Revision Date: 17th April - 13th July 1992

Download: 112 Pages

Synopsis: Mark Johnston

Overview:

Once production started to move forward producers Roland Joffé and Jake Eberts began to worry that the project had skewed too far from the original vision of a childrens' film. In hopes of returning to that spirit while also preserving the current production they hired writers Ed Solomon and Ryan Rowe to act as script doctors to the previous work by Dick Clement and Ian Le Frenais. This new script was written without input from the directors, which would form a rift between them and the producers throughout the duration of the project.

The aim of this new script was to remove or lighten the mature undertones, in favor of a lighter and more practical adventure for the family. Many key scenes were rewritten with a smaller budget in mind, including the climax which now saw Koopa de-evolved into a Yoshi-like creature rather than the original towering T. rex. Most prominent is the addition of a Disneyesque wedding sequence for the film's ending in which Mario marries girlfriend Daniella; this subplot would remain in the film, only to be cut in the editing room.
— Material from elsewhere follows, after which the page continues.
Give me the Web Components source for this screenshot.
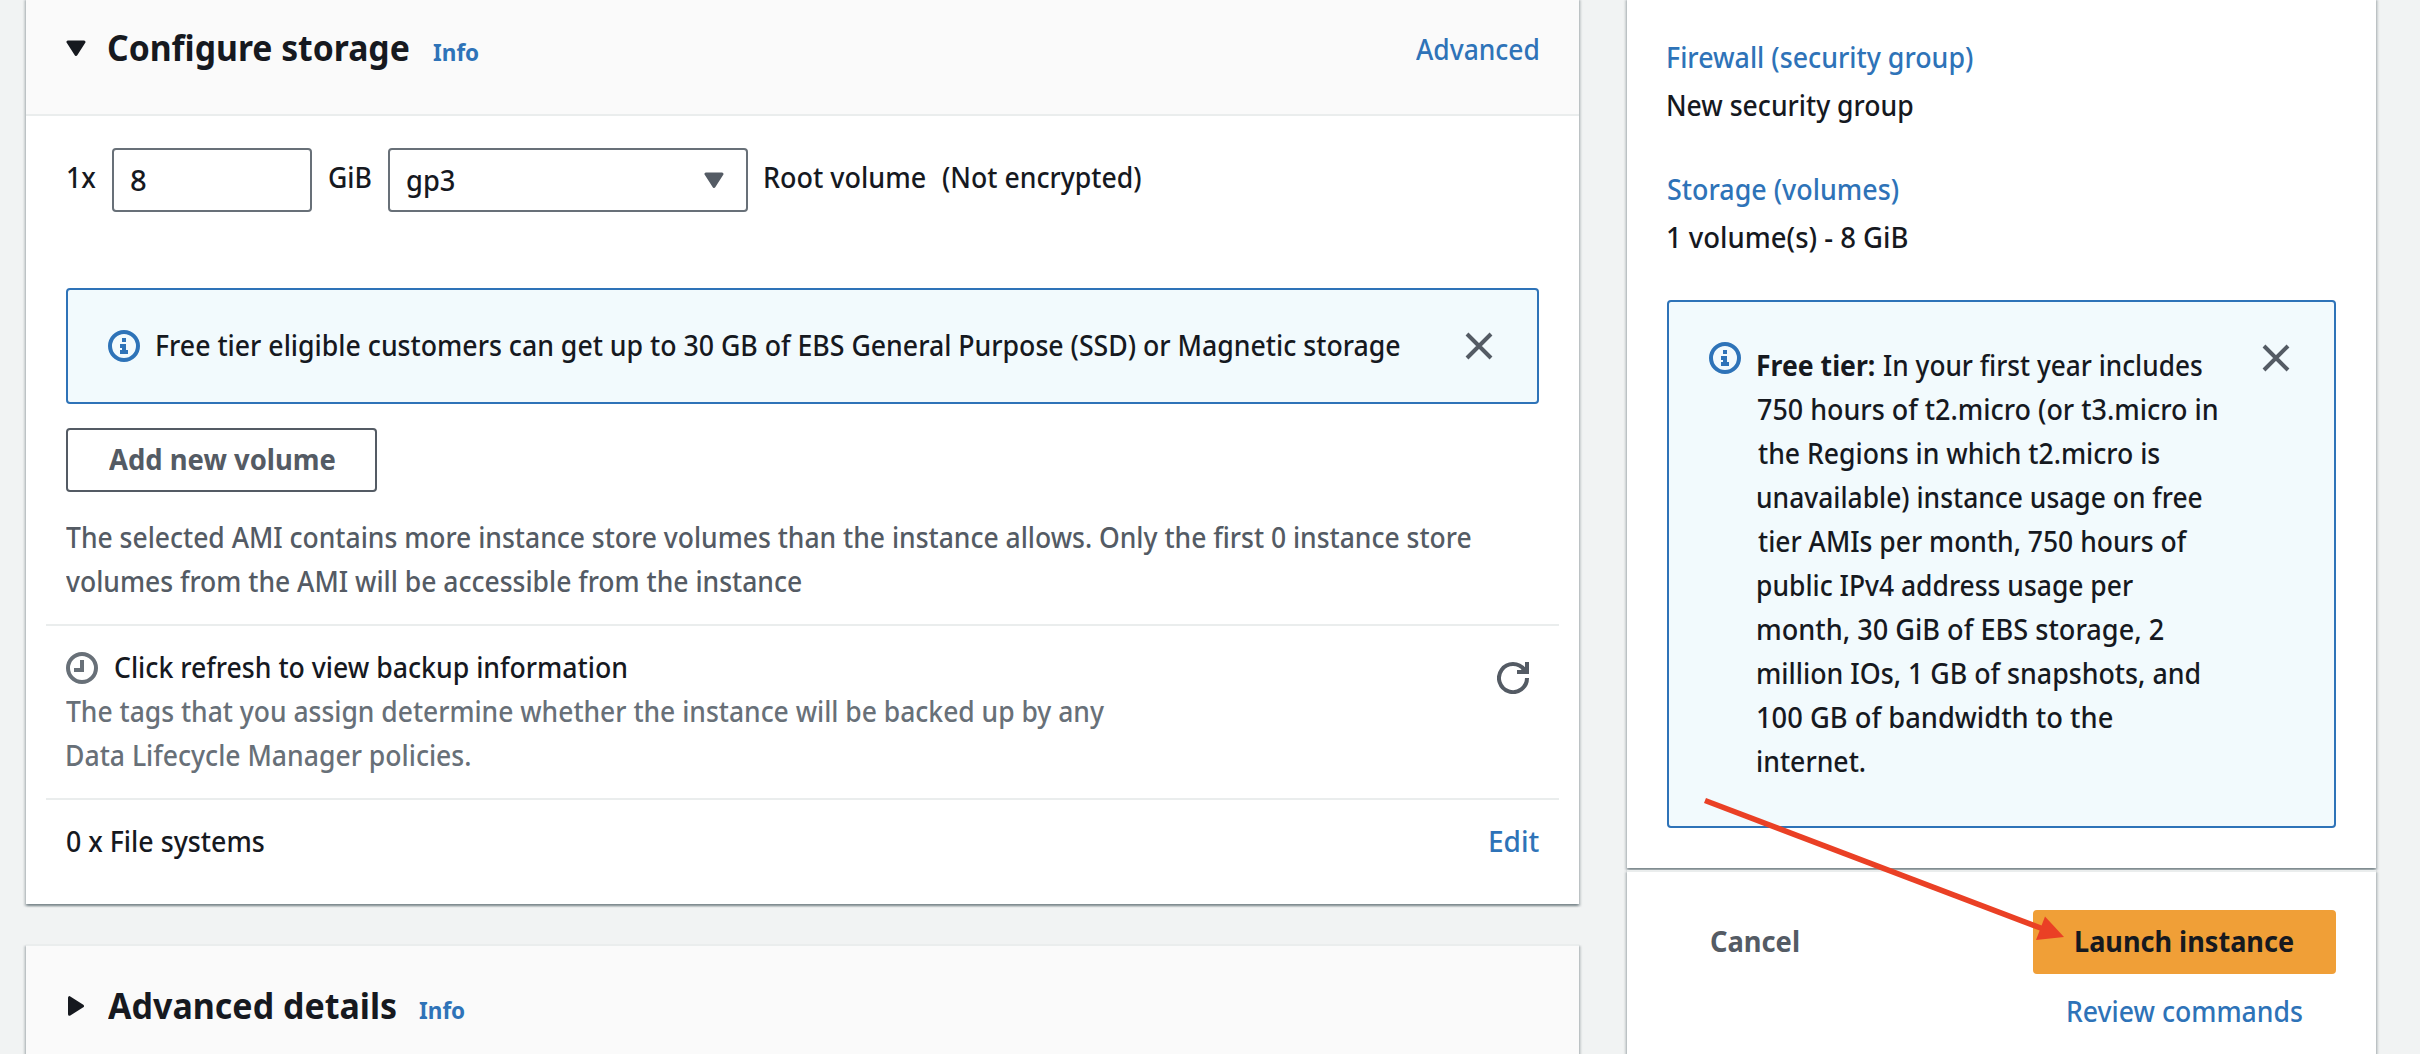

"Rainbow" Sci-Fi/Action Draft

Writers: Ed Solomon, Parker Bennett and Terry Runté

Revision Date: 17th April 1992

Download: 118 Pages

Synopsis: Mark Johnston

Overview:

The "rainbow" shooting script, so named because of the countless number of colored revision pages, provides the most clear look at what may have actually been filmed. These revisions were begun by Ed Solomon himself, only to be continued by original writers Parker Bennett and Terry Runté after the pair appeared on set and were subsequently rehired.

Working closely with the directors and cast, Parker and Terry went on to rejuvenate the script and return it to the level of fun and sophistication it once had. Extraneous scenes were removed, streamlining and focusing the story, while others were rewritten to accomodate character development and special effects.

Although this script is perhaps the finest example of too many people working against the same project, it still stands as the fruition of a massive creative effort that ultimately came to be something worthwhile.